== Supplied material ==
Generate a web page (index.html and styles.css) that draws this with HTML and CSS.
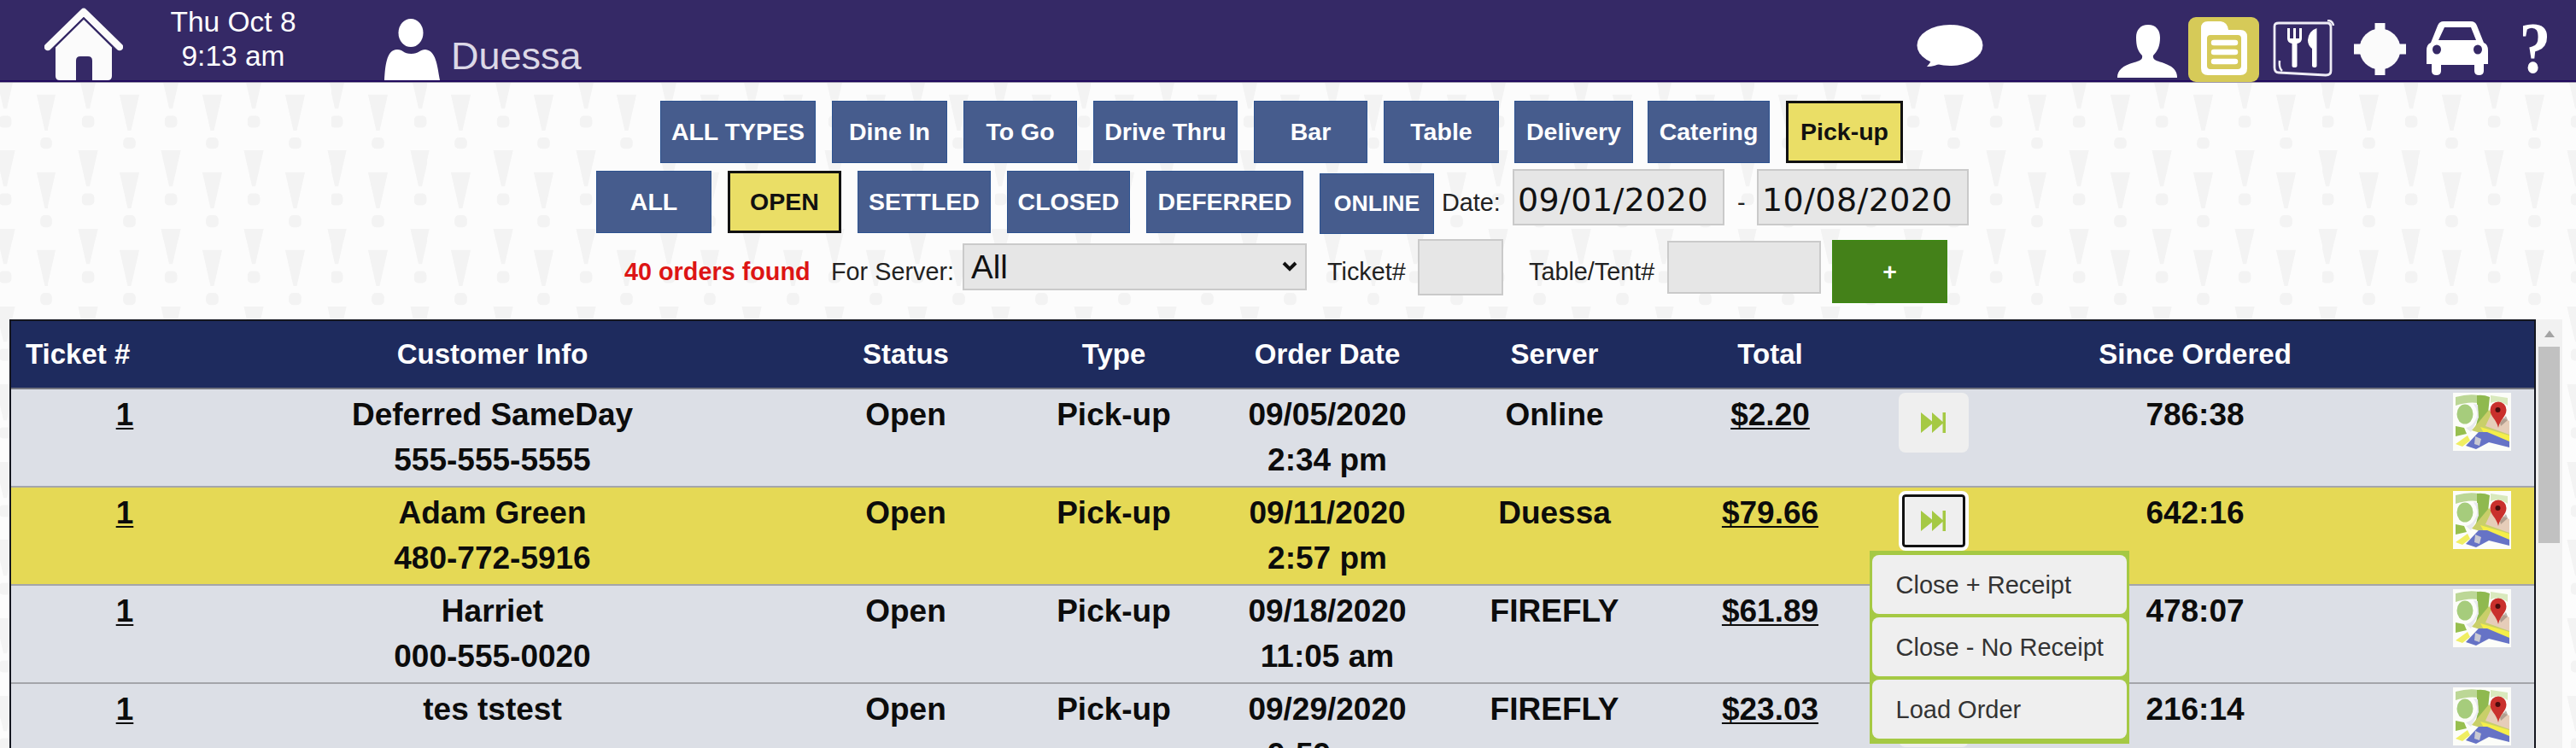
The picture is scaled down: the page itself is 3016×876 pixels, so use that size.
FILE: index.html
```html
<!DOCTYPE html>
<html lang="en">
<head>
  <meta charset="UTF-8" />
  <title>Orders</title>
  <link rel="stylesheet" href="styles.css">
</head>
<body>

<svg class="defs" width="0" height="0">
  <symbol id="skip" viewBox="0 0 30 24">
    <path d="M0 0 L13 10.5 V0 L25.500 11 V0 H29 V24 H25.500 V13 L13 24 V13.500 L0 24Z" fill="#a5c944"/>
  </symbol>
  <symbol id="map" viewBox="0 0 68 68">
    <rect width="68" height="68" fill="#fcfdf9"/>
    <path d="M3 5 Q18 1 30 3 V12 Q17 10 3 15Z" fill="#bcd796"/>
    <path d="M28 3 Q36 2 43 5 L41 24 L24 45 Q32 30 28 14Z" fill="#8fb94f"/>
    <path d="M44 3 L64 6 V15 Q54 8 44 12Z" fill="#d9e9bd"/>
    <ellipse cx="14" cy="25" rx="9.500" ry="11.500" fill="#a6cc7c"/>
    <path d="M24 13 Q32 24 25 34 Q21 40 15 41 L21 46 L30 29 L29 14Z" fill="#e8e9ee"/>
    <path d="M3 39 L13 41 L16 48 L3 51Z" fill="#97bf4f"/>
    <path d="M42 20 L66 48 V58 L22 44Z" fill="#c9cf69"/>
    <path d="M45 24 L66 33 V49 L38 39Z" fill="#e6cdb9"/>
    <path d="M32 40 L66 50 V57 L36 47Z" fill="#f5ee49"/>
    <path d="M30 46 L40 46 L66 57 V64 L42 58 L27 66 L15 62Z" fill="#6673c6"/>
    <path d="M3 60 L17 50 L20 56 L11 63Z" fill="#f0ee62"/>
    <path d="M26 51 L33 54 L31 62 L25 60Z" fill="#c9c9d2"/>
    <path d="M55 35 L62 27 L64 32 L56 39Z" fill="#7d6f66" opacity=".5"/>
    <path d="M53 41 C51 31 43.500 28 43.500 20 A9.500 9.500 0 0 1 62.500 20 C62.500 28 55 31 53 41Z" fill="#c9302c"/>
    <circle cx="52.500" cy="20" r="3" fill="#4a0d0d"/>
  </symbol>
</svg>

<header class="topbar">
  <svg class="home" viewBox="0 0 92 86">
    <path d="M4 46 L46 5 L88 46" fill="none" stroke="#fbfbfb" stroke-width="8.500" stroke-linecap="round" stroke-linejoin="round"/>
    <path d="M46 13 L79 45 V80 Q79 85 74 85 H56 V62 Q56 57 51 57 H42 Q37 57 37 62 V85 H18 Q13 85 13 80 V45Z" fill="#fbfbfb"/>
    <path d="M8 50 L46 12.500 L84 50" fill="none" stroke="#352966" stroke-width="2"/>
  </svg>
  <div class="clock">Thu Oct 8<br>9:13 am</div>
  <svg class="user" viewBox="0 0 65 72">
    <ellipse cx="31" cy="16.500" rx="14.500" ry="16.500" fill="#fff"/>
    <path d="M0 72 C1 57 2 36 15 36 C22 36 22 41 31.500 41 C40 41 42 36 48 36 C61 37 62 57 65 72Z" fill="#fff"/>
  </svg>
  <div class="user-name">Duessa</div>

  <svg class="chat" viewBox="0 0 78 50">
    <ellipse cx="39" cy="24" rx="38.500" ry="24" fill="#fff"/>
    <path d="M18 38 Q17 44 12 49 Q22 49 30 44Z" fill="#fff"/>
  </svg>

  <nav class="modes">
    <svg class="mode-person" viewBox="0 0 70 62">
      <path d="M36 0 C45 0 50 6 50 15 C50 25 47 31 42 36 C41 41 46 42 52 44 C64 48 70 53 70 62 H0 C0 53 6 48 20 44 C26 42 30 41 29 36 C24 31 22 25 22 15 C22 6 27 0 36 0Z" fill="#fff"/>
    </svg>
    <span class="mode-orders">
      <svg viewBox="0 0 54 64">
        <path fill-rule="evenodd" d="M8 0 H23 Q31 1 32 10 H46 Q54 10 54 18 V55 Q54 63 46 63 H8 Q0 63 0 55 V8 Q0 0 8 0Z M11 16 Q7 16 7 20 V52 Q7 56 11 56 H43 Q47 56 47 52 V20 Q47 16 43 16Z" fill="#fff"/>
        <path d="M15 25 H40 M15 36 H40 M15 47 H40" stroke="#fff" stroke-width="6.500" stroke-linecap="round"/>
      </svg>
    </span>
    <svg class="mode-dine" viewBox="0 0 73 68">
      <path d="M7 4 H64 Q68 4 68 9 V60 Q68 65 62 65 L7 62 Q2 62 2 56 V8 Q2 4 7 4Z" fill="none" stroke="#eeecf5" stroke-width="2.800"/>
      <path d="M64 1 Q70 1 71 7 M8 48 Q7 57 11 60" fill="none" stroke="#eeecf5" stroke-width="2.500"/>
      <path d="M17 10 H20 V22 H24 V10 H27 V22 H31 V10 H34 V22 Q34 27 28.500 28 V54 Q28.500 56 25.500 56 Q22.500 56 22.500 54 V28 Q17 27 17 22Z M51.500 10 V54 Q51.500 56 48.500 56 Q46 56 46 54 V34 Q41 30 41 24 Q42 13 51.500 10Z" fill="#fff"/>
    </svg>
    <svg class="mode-target" viewBox="0 0 61 61">
      <circle cx="30.500" cy="30.500" r="24" fill="#fbfbfb"/>
      <path d="M24.500 0 H36.500 V61 H24.500Z M0 24.500 H61 V36.500 H0Z" fill="#fbfbfb"/>
    </svg>
    <svg class="mode-car" viewBox="0 0 72 63">
      <path fill-rule="evenodd" d="M20 0 H52 Q57 0 59 5 L67 25 Q72 27 72 34 V50 H67 V58 Q67 63 61.500 63 Q56 63 56 58 V51 H17 V58 Q17 63 11.500 63 Q6 63 6 58 V50 H0 V34 Q0 27 5 25 L13 5 Q15 0 20 0Z M21 7 L14 22 H58 L52 7Z M12 27.500 A5 5.500 0 1 0 12 38.500 A5 5.500 0 1 0 12 27.500Z M60 27.500 A5 5.500 0 1 0 60 38.500 A5 5.500 0 1 0 60 27.500Z" fill="#fff"/>
    </svg>
    <span class="mode-help">?</span>
  </nav>
</header>

<div class="filters">
  <div class="types">
    <button class="btn w182">ALL TYPES</button>
    <button class="btn w135">Dine In</button>
    <button class="btn w133">To Go</button>
    <button class="btn w169">Drive Thru</button>
    <button class="btn w133">Bar</button>
    <button class="btn w135">Table</button>
    <button class="btn w139">Delivery</button>
    <button class="btn w143">Catering</button>
    <button class="btn w137 active">Pick-up</button>
  </div>

  <div class="states">
    <button class="btn w135">ALL</button>
    <button class="btn w133 active">OPEN</button>
    <button class="btn w156">SETTLED</button>
    <button class="btn w144">CLOSED</button>
    <button class="btn w184">DEFERRED</button>
    <button class="btn online">ONLINE</button>
    <label class="date-label">Date:</label>
    <input class="date" type="text" value="09/01/2020">
    <span class="dash">-</span>
    <input class="date" type="text" value="10/08/2020">
  </div>

  <div class="search">
    <span class="found">40 orders found</span>
    <label class="server-label">For Server:</label>
    <select class="server"><option>All</option></select>
    <label class="ticket-label">Ticket#</label>
    <input class="ticket" type="text">
    <label class="tent-label">Table/Tent#</label>
    <input class="tent" type="text">
    <button class="btn add">+</button>
  </div>
</div>

<div class="orders">
  <div class="table-wrap">
    <table>
      <colgroup>
        <col class="c-ticket"><col class="c-customer"><col class="c-status"><col class="c-type"><col class="c-date">
        <col class="c-server"><col class="c-total"><col class="c-action"><col class="c-since"><col class="c-map">
      </colgroup>
      <tr>
        <th class="first">Ticket #</th>
        <th>Customer Info</th>
        <th>Status</th>
        <th>Type</th>
        <th>Order Date</th>
        <th>Server</th>
        <th>Total</th>
        <th></th>
        <th>Since Ordered</th>
        <th></th>
      </tr>
      <tr>
        <td class="num"><u>1</u></td>
        <td>Deferred SameDay<br>555-555-5555</td>
        <td>Open</td>
        <td>Pick-up</td>
        <td>09/05/2020<br>2:34 pm</td>
        <td>Online</td>
        <td><u>$2.20</u></td>
        <td class="action"><div class="next"><svg><use href="#skip"/></svg></div></td>
        <td>786:38</td>
        <td class="map"><svg><use href="#map"/></svg></td>
      </tr>
      <tr class="selected">
        <td class="num"><u>1</u></td>
        <td>Adam Green<br>480-772-5916</td>
        <td>Open</td>
        <td>Pick-up</td>
        <td>09/11/2020<br>2:57 pm</td>
        <td>Duessa</td>
        <td><u>$79.66</u></td>
        <td class="action">
          <div class="next focus"><svg><use href="#skip"/></svg>
            <div class="menu">
              <div class="item">Close + Receipt</div>
              <div class="item">Close - No Receipt</div>
              <div class="item">Load Order</div>
            </div>
          </div>
        </td>
        <td>642:16</td>
        <td class="map"><svg><use href="#map"/></svg></td>
      </tr>
      <tr>
        <td class="num"><u>1</u></td>
        <td>Harriet<br>000-555-0020</td>
        <td>Open</td>
        <td>Pick-up</td>
        <td>09/18/2020<br>11:05 am</td>
        <td>FIREFLY</td>
        <td><u>$61.89</u></td>
        <td class="action"><div class="next"><svg><use href="#skip"/></svg></div></td>
        <td>478:07</td>
        <td class="map"><svg><use href="#map"/></svg></td>
      </tr>
      <tr>
        <td class="num"><u>1</u></td>
        <td>tes tstest</td>
        <td>Open</td>
        <td>Pick-up</td>
        <td>09/29/2020<br>9:59 pm</td>
        <td>FIREFLY</td>
        <td><u>$23.03</u></td>
        <td class="action"><div class="next"><svg><use href="#skip"/></svg></div></td>
        <td>216:14</td>
        <td class="map"><svg><use href="#map"/></svg></td>
      </tr>
    </table>
  </div>
  <div class="scrollbar">
    <div class="arrow"></div>
    <div class="thumb"></div>
  </div>
</div>

</body>
</html>
```
FILE: styles.css
```css
* {
  box-sizing: border-box;
}
html, body {
  height: 876px;
  overflow: hidden;
}
body {
  margin: 0;
  font-family: "Liberation Sans", Arial, sans-serif;
  background-color: #fcfcfc;
  background-image: url("data:image/svg+xml,%3Csvg xmlns='http://www.w3.org/2000/svg' width='97.13' height='91.2' viewBox='0 0 97.13 91.2'%3E%3Cg fill='%23f3f3f3'%3E%3Cpath d='M42.500 19.500h23l-9.500 42h-4zM-5.500-6h23l-9.500 42h-4zM-5.500 85.200h23l-9.500 42h-4zM91.630-6h23l-9.500 42h-4zM91.630 85.200h23l-9.500 42h-4z'/%3E%3Crect x='46.800' y='69.500' width='14.500' height='14' rx='5'/%3E%3Crect x='-1.200' y='44' width='14.500' height='14' rx='5'/%3E%3Crect x='95.930' y='44' width='14.500' height='14' rx='5'/%3E%3C/g%3E%3C/svg%3E");
  background-size: 97.13px 91.2px;
}
.defs {
  display: block;
}

/* top bar */
.topbar {
  display: flex;
  align-items: flex-start;
  height: 97px;
  background: #352966;
  border-bottom: 1px solid #9d98ad;
  box-shadow: inset 0 -2px 0 #210a5e;
  color: #fff;
}
.home {
  width: 92px;
  height: 86px;
  margin: 9px 0 0 52px;
}
.clock {
  width: 200px;
  margin: 6px 0 0 29px;
  font-size: 33.5px;
  line-height: 39.5px;
  text-align: center;
}
.user {
  width: 65px;
  height: 72px;
  margin: 22px 0 0 77px;
}
.user-name {
  width: 200px;
  margin: 41px 0 0 13px;
  font-size: 45px;
  line-height: 50px;
  color: #dcd8e6;
}
.chat {
  width: 78px;
  height: 50px;
  margin: 29px 0 0 1516px;
}
.modes {
  display: flex;
  align-items: flex-start;
  margin-left: 157px;
}
.mode-person {
  width: 70px;
  height: 62px;
  margin-top: 29px;
}
.mode-orders {
  display: flex;
  width: 83px;
  height: 76px;
  margin: 20px 0 0 13px;
  padding: 5px 0 0 15px;
  background: #d6ca58;
  border-radius: 9px;
}
.mode-orders svg {
  width: 54px;
  height: 64px;
}
.mode-dine {
  width: 73px;
  height: 68px;
  margin: 23px 0 0 16px;
}
.mode-target {
  width: 61px;
  height: 61px;
  margin: 27px 0 0 22px;
}
.mode-car {
  width: 72px;
  height: 63px;
  margin: 25px 0 0 24px;
}
.mode-help {
  margin: 18px 0 0 34px;
  font-family: "Liberation Serif", serif;
  font-weight: bold;
  font-size: 84px;
  line-height: 78px;
  transform: scaleX(.88);
}

/* filters */
.filters {
  height: 277px;
  padding-top: 21px;
  color: #222;
  font-size: 28.8px;
}
.types, .states, .search {
  display: flex;
  align-items: flex-start;
}
.types {
  height: 80px;
  padding-left: 773px;
}
.states {
  height: 82px;
  padding-left: 698px;
}
.search {
  padding-left: 731px;
}
.btn {
  height: 73px;
  margin: 0 19px 0 0;
  padding: 0;
  border: 1px solid #2c5290;
  background: #465c8d;
  color: #fff;
  font-family: inherit;
  font-weight: bold;
  font-size: 28.5px;
}
.btn.active {
  border: 3px solid #111;
  background: #eade66;
  color: #111;
}
.states .btn {
  margin-top: 2px;
  margin-right: 19px;
}
.w133 { width: 133px; }
.w135 { width: 135px; }
.w137 { width: 137px; }
.w139 { width: 139px; }
.w143 { width: 143px; }
.w144 { width: 144px; }
.w156 { width: 156px; }
.w169 { width: 169px; }
.w182 { width: 182px; }
.w184 { width: 184px; }
.types .w139 {
  margin-left: -1px;
  margin-right: 17px;
}
.states .online {
  width: 134px;
  height: 71px;
  margin: 5px 9px 0 0;
  font-size: 26.6px;
}
input, select {
  border: 2px solid #cacaca;
  border-radius: 0;
  background: #e6e6e6;
  color: #111;
}
.date {
  width: 248px;
  height: 66px;
  padding: 5px 0 0 4px;
  font-family: "DejaVu Sans", Verdana, sans-serif;
  font-size: 38px;
  letter-spacing: .4px;
}
label, .found, .dash {
  line-height: 78px;
  white-space: nowrap;
}
.date-label {
  width: 83px;
}
.dash {
  width: 23px;
  margin-left: 15px;
}
.search label, .found {
  line-height: 76px;
}
.found {
  width: 242px;
  font-weight: bold;
  color: #dd1515;
}
.server-label {
  width: 154px;
}
.server {
  width: 403px;
  height: 55px;
  margin: 5px 0 0;
  padding: 0 0 1px 8px;
  appearance: none;
  font-family: inherit;
  font-size: 38.5px;
  background: #e6e6e6 url("data:image/svg+xml,%3Csvg xmlns='http://www.w3.org/2000/svg' width='18' height='12'%3E%3Cpath d='M2 2l7 7 7-7' fill='none' stroke='%23111' stroke-width='4'/%3E%3C/svg%3E") no-repeat right 9px top 19px;
}
.ticket-label {
  width: 106px;
  margin-left: 24px;
}
.ticket {
  width: 100px;
  height: 66px;
}
.tent-label {
  width: 162px;
  margin-left: 30px;
}
.tent {
  width: 180px;
  height: 62px;
  margin-top: 2px;
}
.btn.add {
  width: 135px;
  height: 74px;
  margin: 1px 0 0 13px;
  background: #448119;
  border-color: #3b8a10;
}

/* order list */
.orders {
  display: flex;
  height: 502px;
  padding-left: 11px;
}
.table-wrap {
  width: 2958px;
  border: 2px solid #14161f;
  border-bottom: 0;
}
table {
  width: 2954px;
  table-layout: fixed;
  border-spacing: 0;
}
.c-ticket { width: 187px; }
.c-customer { width: 753px; }
.c-status { width: 215px; }
.c-type { width: 272px; }
.c-date { width: 228px; }
.c-server { width: 304px; }
.c-total { width: 201px; }
.c-action { width: 181px; }
.c-since { width: 432px; }
.c-map { width: 181px; }
th {
  height: 80px;
  padding: 0 0 1px;
  background: #1e2b5e;
  border-bottom: 2px solid #73757f;
  color: #fff;
  font-size: 33px;
}
th.first {
  padding-left: 17px;
  text-align: left;
}
td {
  height: 115px;
  padding: 4px 0 0;
  background: #dcdfe6;
  border-bottom: 2px solid #a4a5aa;
  color: #0c0c0c;
  font-weight: bold;
  font-size: 37px;
  line-height: 52.5px;
  text-align: center;
  vertical-align: top;
  white-space: nowrap;
}
.selected td {
  background: #e5d955;
}
td u {
  text-decoration-thickness: 2px;
  text-underline-offset: 3px;
}
td.num {
  padding-left: 79px;
}
.next {
  position: relative;
  display: flex;
  align-items: center;
  justify-content: center;
  width: 82px;
  height: 70px;
  margin: 0 auto;
  border-radius: 8px;
  background: #efefef;
}
.next > svg {
  width: 30px;
  height: 24px;
}
.next.focus {
  border: 4px solid #fff;
  box-shadow: inset 0 0 0 3px #111;
}
.menu {
  position: absolute;
  z-index: 2;
  top: 66px;
  left: -38px;
  display: flex;
  flex-direction: column;
  gap: 4px;
  width: 304px;
  padding: 5px 3px 6px;
  background: #a5c944;
}
.item {
  height: 69px;
  padding-left: 28px;
  border-radius: 8px;
  background: #efefef;
  color: #333;
  font-weight: normal;
  font-size: 29px;
  line-height: 70px;
  text-align: left;
}
td.map {
  padding: 4px 0 0 86px;
  text-align: left;
}
.map svg {
  display: block;
  width: 68px;
  height: 68px;
}
.scrollbar {
  width: 31px;
  padding: 13px 3px 0;
  background: #f1f1f1;
}
.arrow {
  width: 0;
  height: 8px;
  margin: 0 auto 11px;
  border: 6px solid transparent;
  border-top: 0;
  border-bottom: 8px solid #a3a3a3;
}
.thumb {
  height: 230px;
  background: #c1c1c1;
}
```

== Directive ==
Reproduce each line holding the word "that".

== Exercise answer ==
Generate a web page (index.html and styles.css) that draws this with HTML and CSS.
The picture is scaled down: the page itself is 3016×876 pixels, so use that size.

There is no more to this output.